Task prompt
Which lines contain the string "React"? Please list every one of them.
════════
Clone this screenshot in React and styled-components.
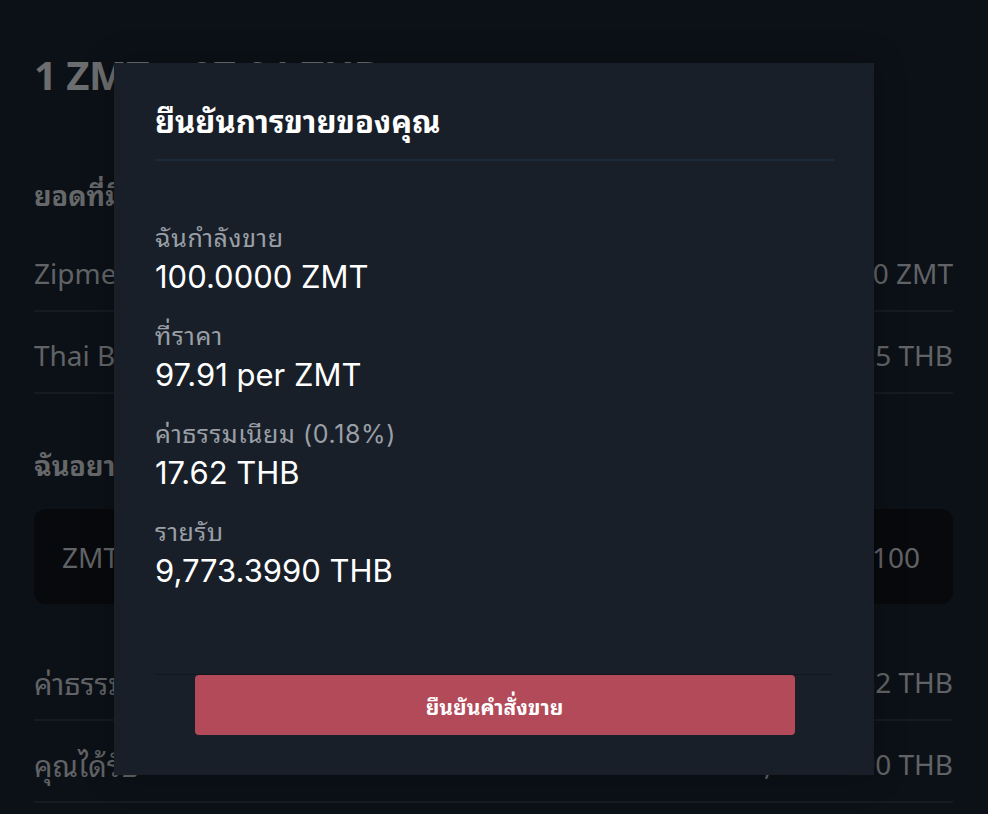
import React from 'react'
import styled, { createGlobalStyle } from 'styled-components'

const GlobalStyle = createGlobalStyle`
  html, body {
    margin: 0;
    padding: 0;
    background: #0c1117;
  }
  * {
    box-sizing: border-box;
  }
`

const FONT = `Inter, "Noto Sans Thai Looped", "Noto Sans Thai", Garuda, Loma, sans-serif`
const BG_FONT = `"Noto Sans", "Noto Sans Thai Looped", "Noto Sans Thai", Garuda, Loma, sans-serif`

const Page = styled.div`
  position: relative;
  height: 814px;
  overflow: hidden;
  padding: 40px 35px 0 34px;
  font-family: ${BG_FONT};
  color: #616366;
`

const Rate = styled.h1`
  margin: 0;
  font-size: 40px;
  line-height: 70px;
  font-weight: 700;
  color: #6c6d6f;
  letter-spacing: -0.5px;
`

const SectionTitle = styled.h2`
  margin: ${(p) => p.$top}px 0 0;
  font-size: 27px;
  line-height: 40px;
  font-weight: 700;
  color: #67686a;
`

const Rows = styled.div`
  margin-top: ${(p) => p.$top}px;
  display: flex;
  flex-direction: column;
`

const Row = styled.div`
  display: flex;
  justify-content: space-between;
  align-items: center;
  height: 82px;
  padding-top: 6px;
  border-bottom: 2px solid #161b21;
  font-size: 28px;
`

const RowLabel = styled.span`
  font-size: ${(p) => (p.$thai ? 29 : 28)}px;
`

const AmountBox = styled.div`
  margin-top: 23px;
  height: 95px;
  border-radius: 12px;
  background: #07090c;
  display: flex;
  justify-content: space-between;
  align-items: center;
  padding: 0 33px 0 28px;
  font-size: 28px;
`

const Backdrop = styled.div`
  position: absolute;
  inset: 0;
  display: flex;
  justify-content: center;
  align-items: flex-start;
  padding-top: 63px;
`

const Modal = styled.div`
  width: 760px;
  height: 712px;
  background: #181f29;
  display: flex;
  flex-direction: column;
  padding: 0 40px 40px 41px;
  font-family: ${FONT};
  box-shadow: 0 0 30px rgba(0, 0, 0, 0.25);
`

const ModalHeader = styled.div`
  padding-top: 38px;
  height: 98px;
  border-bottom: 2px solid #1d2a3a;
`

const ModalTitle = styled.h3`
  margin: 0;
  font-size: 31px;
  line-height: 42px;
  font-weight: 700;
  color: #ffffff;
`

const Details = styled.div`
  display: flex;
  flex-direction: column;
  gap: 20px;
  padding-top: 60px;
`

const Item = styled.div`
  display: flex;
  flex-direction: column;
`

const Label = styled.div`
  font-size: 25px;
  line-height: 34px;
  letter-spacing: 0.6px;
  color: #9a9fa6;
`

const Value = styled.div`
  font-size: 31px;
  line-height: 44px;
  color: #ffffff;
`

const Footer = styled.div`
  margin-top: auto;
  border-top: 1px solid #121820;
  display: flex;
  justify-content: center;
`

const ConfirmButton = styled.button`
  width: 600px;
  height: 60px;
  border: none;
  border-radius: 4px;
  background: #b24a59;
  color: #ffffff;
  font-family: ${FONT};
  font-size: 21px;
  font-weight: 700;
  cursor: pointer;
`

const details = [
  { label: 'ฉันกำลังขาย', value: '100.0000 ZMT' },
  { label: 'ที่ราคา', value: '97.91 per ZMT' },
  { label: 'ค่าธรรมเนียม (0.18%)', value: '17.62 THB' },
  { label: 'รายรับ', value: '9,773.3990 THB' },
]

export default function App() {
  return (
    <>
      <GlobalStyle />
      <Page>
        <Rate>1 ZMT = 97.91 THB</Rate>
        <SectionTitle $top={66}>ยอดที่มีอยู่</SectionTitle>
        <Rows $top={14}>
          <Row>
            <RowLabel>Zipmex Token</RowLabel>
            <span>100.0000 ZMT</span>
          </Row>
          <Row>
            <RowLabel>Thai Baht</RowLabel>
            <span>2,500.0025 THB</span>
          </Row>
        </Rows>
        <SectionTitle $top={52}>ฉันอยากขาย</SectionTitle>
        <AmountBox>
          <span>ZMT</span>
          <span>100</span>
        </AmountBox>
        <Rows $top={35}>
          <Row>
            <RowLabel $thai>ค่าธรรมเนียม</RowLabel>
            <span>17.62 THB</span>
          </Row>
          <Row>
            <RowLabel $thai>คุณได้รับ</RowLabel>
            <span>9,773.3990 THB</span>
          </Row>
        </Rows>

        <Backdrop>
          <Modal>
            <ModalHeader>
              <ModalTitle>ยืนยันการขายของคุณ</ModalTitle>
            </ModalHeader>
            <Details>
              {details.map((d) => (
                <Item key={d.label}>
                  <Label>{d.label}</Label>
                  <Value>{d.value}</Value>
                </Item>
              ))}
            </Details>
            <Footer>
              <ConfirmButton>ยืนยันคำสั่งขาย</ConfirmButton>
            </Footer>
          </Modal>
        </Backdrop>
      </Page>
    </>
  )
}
════════
Output for this exercise
Clone this screenshot in React and styled-components.
import React from 'react'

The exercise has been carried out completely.